A crise espanhola e as contas de Costa

Embora os calendários políticos sejam diferentes em Espanha e em Portugal, a antecipação das eleições em Espanha não é indiferente à situação política portuguesa. A viragem à direita ditada pelas eleições regionais e locais é vista como um sinal de esperança pela direita portuguesa e a iniciativa de Pedro Sánchez de dissolver as Cortes e convocar eleições para junho é analisada à lupa tanto por António Costa, como pelos principais líderes europeus e da NATO.

Os resultados eleitorais do passado fim de semana e a antecipação das eleições são o cenário ideal para Pedro Sánchez poder sonhar com outros voos. O socialista espanhol tem sido indicado como um sério candidato à liderança da NATO, lugar que o próprio tem feito saber que lhe agradaria ocupar. O processo de sucessão de Jens Stoltenberg inicia-se na cimeira de 10 de julho e as eleições no final do mesmo mês abrem a porta a que o nome do atual primeiro-ministro espanhol seja considerado como o candidato mais bem posicionado.

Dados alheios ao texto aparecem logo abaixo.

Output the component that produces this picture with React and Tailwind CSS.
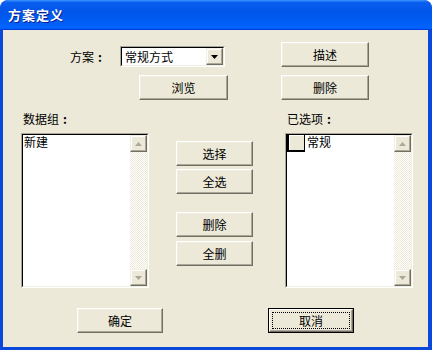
import React from 'react';

const font = { fontFamily: '"Noto Sans CJK SC", "Noto Sans", sans-serif' };

// full-width colon, centred in its 12px cell like the original bitmap font
function Colon() {
  return <span className="inline-block w-[12px] text-center font-bold">:</span>;
}

function Btn({ label, className = '' }) {
  return (
    <div
      className={`flex items-center justify-center h-[25px] bg-[#ece9d8] border border-t-white border-l-white border-b-[#716f64] border-r-[#716f64] shadow-[inset_-1px_-1px_0_#aca899,inset_1px_1px_0_#f1efe2] text-[12px] leading-[14px] text-black ${className}`}
    >
      {label}
    </div>
  );
}

function DefaultBtn({ label, className = '' }) {
  return (
    <div className={`h-[25px] border border-black ${className}`}>
      <div className="h-full flex bg-[#ece9d8] border border-t-white border-l-white border-b-[#716f64] border-r-[#716f64] shadow-[inset_-1px_-1px_0_#aca899]">
        <div className="flex-1 m-[2px] flex items-center justify-center border border-dotted border-black text-[12px] leading-[14px] text-black">
          {label}
        </div>
      </div>
    </div>
  );
}

function Arrow({ up, color }) {
  return (
    <svg width="7" height="4" viewBox="0 0 7 4">
      <polygon points={up ? '3.5,0 7,4 0,4' : '0,0 7,0 3.5,4'} fill={color} />
    </svg>
  );
}

function ScrollBtn({ up }) {
  return (
    <div className="w-[17px] h-[17px] flex items-center justify-center bg-[#ece9d8] border border-t-[#f1efe2] border-l-[#f1efe2] border-b-[#716f64] border-r-[#716f64] shadow-[inset_-1px_-1px_0_#aca899,inset_1px_1px_0_#fff]">
      <Arrow up={up} color="#aca899" />
    </div>
  );
}

function ListBox({ children, className = '' }) {
  return (
    <div className={`h-[155px] flex border border-t-[#aca899] border-l-[#aca899] border-b-white border-r-white ${className}`}>
      <div className="flex-1 flex bg-white border border-t-black border-l-black border-b-[#f1efe2] border-r-[#f1efe2]">
        <div className="flex-1 text-[12px] leading-[14px] text-black">{children}</div>
        <div className="w-[17px] flex flex-col bg-[repeating-conic-gradient(#ece9d8_0_25%,#fff_0_50%)] bg-size-[2px_2px]">
          <ScrollBtn up />
          <div className="flex-1" />
          <ScrollBtn />
        </div>
      </div>
    </div>
  );
}

export default function App() {
  return (
    <div className="w-[432px] h-[350px] bg-white" style={font}>
      <div className="w-full h-full flex flex-col rounded-t-[8px] bg-[#0a48dc] overflow-hidden">
        <div className="h-[30px] shrink-0 flex items-center pl-[8px] rounded-t-[8px] bg-[linear-gradient(180deg,#3d95ff_0,#0a5ff0_8%,#0055e8_40%,#0062fc_88%,#0066ff_93%,#005bff_95%,#0040d8_97%,#003dd7_100%)]">
          <span className="text-white font-bold text-[13px] leading-[16px] tracking-[1px] [text-shadow:1px_1px_0_#0a1e8a]">
            方案定义
          </span>
        </div>
        <div className="flex-1 ml-[3px] mr-[4px] mb-[3px] bg-[#ece9d8] flex flex-col text-black">
          {/* top section */}
          <div className="flex pt-[12px]">
            <div className="flex flex-col ml-[67px]">
              <div className="flex items-center mt-[4px]">
                <span className="w-[36px] whitespace-nowrap text-[12px] leading-[14px]">方案<Colon /></span>
                <div className="ml-[14px] w-[105px] h-[21px] flex border border-t-[#aca899] border-l-[#aca899] border-b-white border-r-white">
                  <div className="flex-1 flex bg-white border border-t-black border-l-black border-b-[#f1efe2] border-r-[#f1efe2]">
                    <div className="flex-1 pl-[3px] flex items-center text-[12px] leading-[14px]">常规方式</div>
                    <div className="w-[17px] flex items-center justify-center bg-[#ece9d8] border border-t-[#f1efe2] border-l-[#f1efe2] border-b-[#716f64] border-r-[#716f64] shadow-[inset_-1px_-1px_0_#aca899,inset_1px_1px_0_#fff]">
                      <Arrow color="#000" />
                    </div>
                  </div>
                </div>
              </div>
              <Btn label="浏览" className="ml-[69px] mt-[8px] w-[89px]" />
            </div>
            <div className="flex flex-col ml-[53px]">
              <Btn label="描述" className="w-[88px]" />
              <Btn label="删除" className="w-[88px] mt-[8px]" />
            </div>
          </div>

          {/* lists */}
          <div className="flex pl-[18px] mt-[12px]">
            <div className="w-[128px] flex flex-col">
              <div className="h-[14px] pl-[2px] whitespace-nowrap text-[12px] leading-[14px]">数据组<Colon /></div>
              <ListBox className="mt-[7px]">
                <div className="pl-[1px]">新建</div>
              </ListBox>
            </div>
            <div className="w-[77px] ml-[27px] flex flex-col pt-[29px]">
              <Btn label="选择" />
              <Btn label="全选" className="mt-[3px]" />
              <Btn label="删除" className="mt-[18px]" />
              <Btn label="全删" className="mt-[4px]" />
            </div>
            <div className="w-[128px] ml-[32px] flex flex-col">
              <div className="h-[14px] pl-[2px] whitespace-nowrap text-[12px] leading-[14px]">已选项<Colon /></div>
              <ListBox className="mt-[7px]">
                <div className="flex items-start">
                  <div className="w-[18px] h-[18px] -mt-px border-2 border-black border-r border-t bg-[#ece9d8] shadow-[inset_1px_1px_0_#fff]" />
                  <span className="ml-[2px]">常规</span>
                </div>
              </ListBox>
            </div>
          </div>

          {/* bottom buttons */}
          <div className="flex mt-[20px] ml-[74px]">
            <Btn label="确定" className="w-[86px]" />
            <DefaultBtn label="取消" className="w-[86px] ml-[105px]" />
          </div>
        </div>
      </div>
    </div>
  );
}
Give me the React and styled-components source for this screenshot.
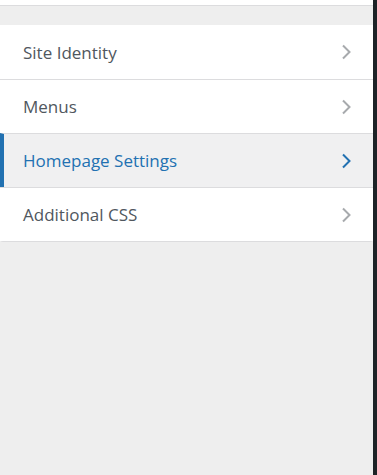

E o que tem isto a ver com a política portuguesa? Pode ter muito. Como já noticiámos, a eleição do novo secretário-geral da NATO está relacionada com a escolha dos nomes que irão ocupar os lugares das principais instituições europeias a partir de 2024. António Costa é o socialista mais bem posicionado para ocupar o lugar de presidente do Conselho Europeu (que deverá caber aos socialistas). As hipóteses do primeiro-ministro português aumentam se Pedro Sánchez deixar de estar na corrida – aliás,joga também a favor deste cenário uma eventual decisão do Governo que valide a recomendação do Conselho de Segurança do Ciberespaço de riscar as empresas chinesas do 5G em Portugal (ver págs. 54-55).

No arranjo das posições de topo, Ursula Van der Leyen, também ela com ambição  à NATO, deverá ser pressionada pelo seu próprio partido a fazer mais um mandato à frente da Comissão Europeia. Esta é a aposta do demissionário chefe do Governo espanhol, embora fonte conhecedora destes processos garanta ao Nascer do SOL que quem tem um peso decisivo na chefia da NATO são os Estados Unidos e a Casa Branca aposta tudo em Van der Leyen. Se assim for, Sánchez arrisca-se a deitar tudo a perder. E os calendários até podem precipitar-se.

Ao Nascer do SOL, Paulo Sande, especialista em política internacional, sublinha que, ao antecipar as eleições espanholas, Pedro Sánchez está a abdicar de um papel preponderante que deveria ter durante a presidência espanhola da União Europeia que se inicia no próximo semestre. Por outro lado, diz, «António Costa é um dos líderes europeus mais influentes, não só pela antiguidade, mas também pela forma hábil como liderou a última presidência portuguesa». Paulo Sande garante que isso foi notado em Bruxelas e que os problemas caseiros que Costa enfrenta neste momento não têm qualquer influência em Bruxelas.

Em resumo: Costa deseja, Bruxelas quer, Sanchez ajuda. Só falta desatar o nó do calendário eleitoral português. A grande questão é se Marcelo e Costa vão entender-se para desatar o nó a contento dos ambos os lados.